The 28,500 kilometre Southern
Cross undersea cable network is a major regional asset that
has been constructed at a cost exceeding US$1.4 Billion. The
network provides uninterrupted international capacity to the
US for broadband internet connectivity from both Australia
and New Zealand.
“It is very pleasing to see 100
Gbps equipment operating some two years earlier than
previously expected" says Ross Pfeffer the Southern Cross
Sales and Marketing Director. "While it is unlikely that we
will be able use the 100 Gbps equipment for next year's
upgrade, it is going to be an option much sooner than we
previously thought and the potential size of our network
will keep growing in huge leaps.”
“It is a
feature of our network that we can readily replace land
based transmission systems with equipment that provides
continuing improvements in performance. Our 2012 upgrade
which will be our fifth, is likely to be based on 40 Gbps
equipment which will take our total network potential to at
least 6 Terabits per second, some 25 times higher than the
original design capability of just 240 Gbps in
2000.”
Pfeffer said “We are very committed to
supporting Australia’s NBN and New Zealand’s UFB
initiatives to build Fibre to the Home (FTTH) and increase
the access speed of internet subscribers. Southern Cross
support for NBN and UFB will be based on the four key
elements of our market strategy to date:
1. Using
technological improvements to substantially expand capacity
ahead of demand and to lower the cost of supply.
1.
2.
2. Offering prices based on both
competitive market forces and the reducing cost of capacity
expansions.
3.
4.
3. Applying competition based
prices equitably to similar markets.
5.
6.
4. Enhancing the automated protection
ability on our dual cable network to ensure that a single
cable failure does not interrupt service.
7.
8.
Capacity demand out of both Australia and
New Zealand is currently growing at an annual rate of 35% on
the Southern Cross Network. Growth over the last 2 to 3
years is strongly driven by rapidly increasing downloads per
fixed line subscriber which have been made possible by a
dramatic increases in average access speed, a massive
lifting in monthly retail data caps and continuing
reductions in international capacity prices.
Over the
next 5 years the implementation of NBN and UFB will
substantially lift fixed line access speeds for a large
percentage of the subscriber base and this will clearly
encourage download growth. Just how much is difficult to
judge for a number of reasons. First, there has already been
a massive improvement in average fixed line access speeds
over the last 2 years (nearly 40 per cent now have access at
8 Mbps or greater) and this has been very much stronger than
the increase in average subscriber download volume. Second,
there has been substantial growth of caching as content
suppliers move data closer to subscribers. Third, despite
very large increases in monthly data entitlements, many
fixed line subscribers are using a small proportion of their
monthly paid data entitlement.
A Market Clarity report
released in January 2011 estimated the average monthly data
entitlement of Australian subscribers at 40 GB as at June
2010 while average data usage was just 6 GB (or 15% of paid
entitlement). That strongly suggests demand from fixed line
subscribers is not constrained by retail prices and that
international capacity prices are not the demand bottleneck
that is often argued. In fact international capacity prices
have fallen so much that they are no longer the dominant
component of retail broadband cost and there is considerable
unused but paid-for retail data entitlement.

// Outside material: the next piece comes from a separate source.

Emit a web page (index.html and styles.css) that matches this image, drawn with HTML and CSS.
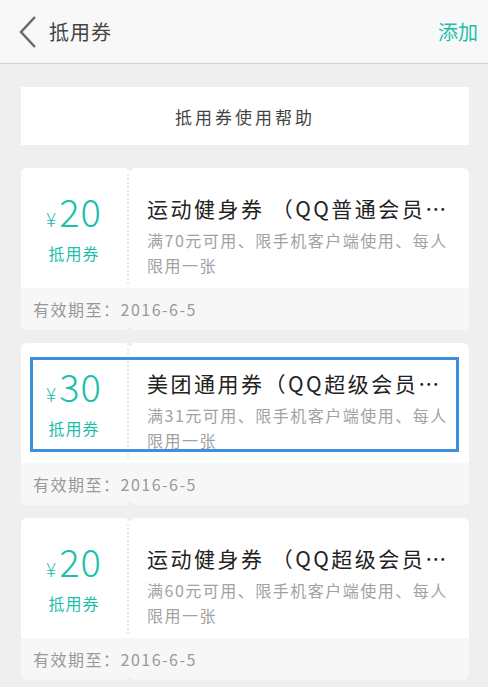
FILE: index.html
```html
<html>
<head>
<meta charset="utf-8">
<title>抵用券</title>
<link rel="stylesheet" href="styles.css">
</head>
<body>
  <div class="topbar">
    <svg class="back" width="20" height="34" viewBox="0 0 20 34">
      <polyline points="17,2 3,17 17,32" fill="none" stroke="#666" stroke-width="2.4" stroke-linejoin="miter"/>
    </svg>
    <span class="title">抵用券</span>
    <span class="add">添加</span>
  </div>

  <div class="page">
    <div class="help">抵用券使用帮助</div>

    <div class="ticket">
      <div class="main">
        <div class="left">
          <div class="price"><span class="yen">¥</span>20</div>
          <div class="kind">抵用券</div>
        </div>
        <div class="right">
          <div class="name">运动健身券 （QQ普通会员…</div>
          <div class="desc">满70元可用、限手机客户端使用、每人限用一张</div>
        </div>
      </div>
      <div class="foot">有效期至：2016-6-5</div>
    </div>

    <div class="ticket">
      <div class="main">
        <div class="left">
          <div class="price"><span class="yen">¥</span>30</div>
          <div class="kind">抵用券</div>
        </div>
        <div class="right">
          <div class="name">美团通用券（QQ超级会员…</div>
          <div class="desc">满31元可用、限手机客户端使用、每人限用一张</div>
        </div>
        <div class="focus"></div>
      </div>
      <div class="foot">有效期至：2016-6-5</div>
    </div>

    <div class="ticket">
      <div class="main">
        <div class="left">
          <div class="price"><span class="yen">¥</span>20</div>
          <div class="kind">抵用券</div>
        </div>
        <div class="right">
          <div class="name">运动健身券 （QQ超级会员…</div>
          <div class="desc">满60元可用、限手机客户端使用、每人限用一张</div>
        </div>
      </div>
      <div class="foot">有效期至：2016-6-5</div>
    </div>
  </div>
</body>
</html>
```

FILE: styles.css
```css
body {
  margin: 0;
  background: #efefef;
  font-family: "Noto Sans CJK SC", "Noto Sans", sans-serif;
  overflow: hidden;
}

.topbar {
  height: 63px;
  background: #f8f8f8;
  border-bottom: 1px solid #d2d2d2;
  display: flex;
  align-items: center;
  padding: 0 10px 0 18px;
}
.topbar .title {
  margin-left: 11px;
  font-size: 20px;
  letter-spacing: 1px;
  color: #444;
}
.topbar .add {
  margin-left: auto;
  font-size: 20px;
  color: #1cbfa9;
}

.page { padding: 23px 19px 0 21px; }

.help {
  height: 58px;
  background: #fff;
  display: flex;
  align-items: center;
  justify-content: center;
  font-size: 17px;
  letter-spacing: 3px;
  color: #444;
  margin-bottom: 23px;
}

.ticket {
  background: #fff;
  border-radius: 6px;
  margin-bottom: 13px;
  overflow: hidden;
  position: relative;
}
.ticket::before, .ticket::after {
  content: "";
  position: absolute;
  left: 106px;
  width: 6px;
  height: 6px;
  border-radius: 3px;
  background: #efefef;
}
.ticket::before { top: -3px; }
.ticket::after { bottom: -3px; }

.main {
  height: 120px;
  display: flex;
  position: relative;
}
.left {
  width: 108px;
  border-right: 2px dotted #e8e8e8;
  box-sizing: border-box;
  text-align: center;
  color: #1cbfa9;
  padding-top: 17px;
  margin-top: 6px;
  margin-bottom: 4px;
}
.price {
  font-size: 38px;
  font-weight: 300;
  line-height: 40px;
  letter-spacing: 1px;
}
.yen {
  font-size: 19px;
  margin-right: 2px;
}
.kind {
  margin-top: 4px;
  font-size: 16px;
  line-height: 20px;
  letter-spacing: 1px;
}
.right {
  flex: 1;
  min-width: 0;
  padding: 26px 10px 0 18px;
}
.name {
  font-size: 21px;
  line-height: 28px;
  letter-spacing: 2.5px;
  color: #222;
  white-space: nowrap;
}
.desc {
  margin-top: 6px;
  font-size: 16px;
  line-height: 25px;
  letter-spacing: 1.5px;
  color: #a2a2a2;
}
.focus {
  position: absolute;
  left: 9px;
  right: 10px;
  top: 14px;
  bottom: 11px;
  border: 3px solid #3d8fe0;
}

.foot {
  height: 42px;
  background: #f7f7f7;
  padding-left: 12px;
  display: flex;
  align-items: center;
  font-size: 16px;
  letter-spacing: 1.5px;
  color: #999;
}
```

International capacity prices are expected to
continue their decline. This will be driven by the very
competitive Australian market where four international
capacity suppliers operate out of Sydney, by capacity
upgrades that lower the marginal cost of supply, and by our
ISP customers who actively seek to drive down the cost of
supplying ever increasing volumes of data at falling retail
prices to their subscribers.
Pfeffer said “We will
continue with our commitment to competition based pricing in
all of our markets. While we are the only operator out of
New Zealand, we set our NZ to US prices at levels no higher
than our Australia to US prices. We will also continue to
keep our Trans-Tasman prices at the same level as our
Hawaii-US prices, another market in which competition is
well entrenched.”
"International capacity in
support of NBN and UFB is not just about increasing supply
and reducing price. Supply also needs to be secure. Southern
Cross operates a twin cable network that provides both
Australia and New Zealand with diverse paths to the US and
we make sure that this major regional asset is used as
intended by encouraging our customers to use our protected
and fully restored products".
“We also ensure every
network component, system and process for each of our cables
is as robust as possible through a continual programme of
improvement. In this regard we are currently installing
sophisticated optical switching in all nine cable stations
so that our response to network events can be seamless and
immediate”.
“The improvements in transmission
systems that are at the heart of our ever increasing
capacity have also created a network of continually
improving quality. The performance of the 6 fibres and 500
repeaters that make up our twin cables is better today than
when the network was constructed over 10 years ago. That
allowed us, in 2010, to confidently extend our customers
capacity contracts from 2020 to 2025. I expect that
opportunity will arise again in 2015 when there is a strong
likelihood that 100 Gbps transmission equipment will already
be deployed and the commercial life of the Southern Cross
Network will be able to be extended beyond 2025.”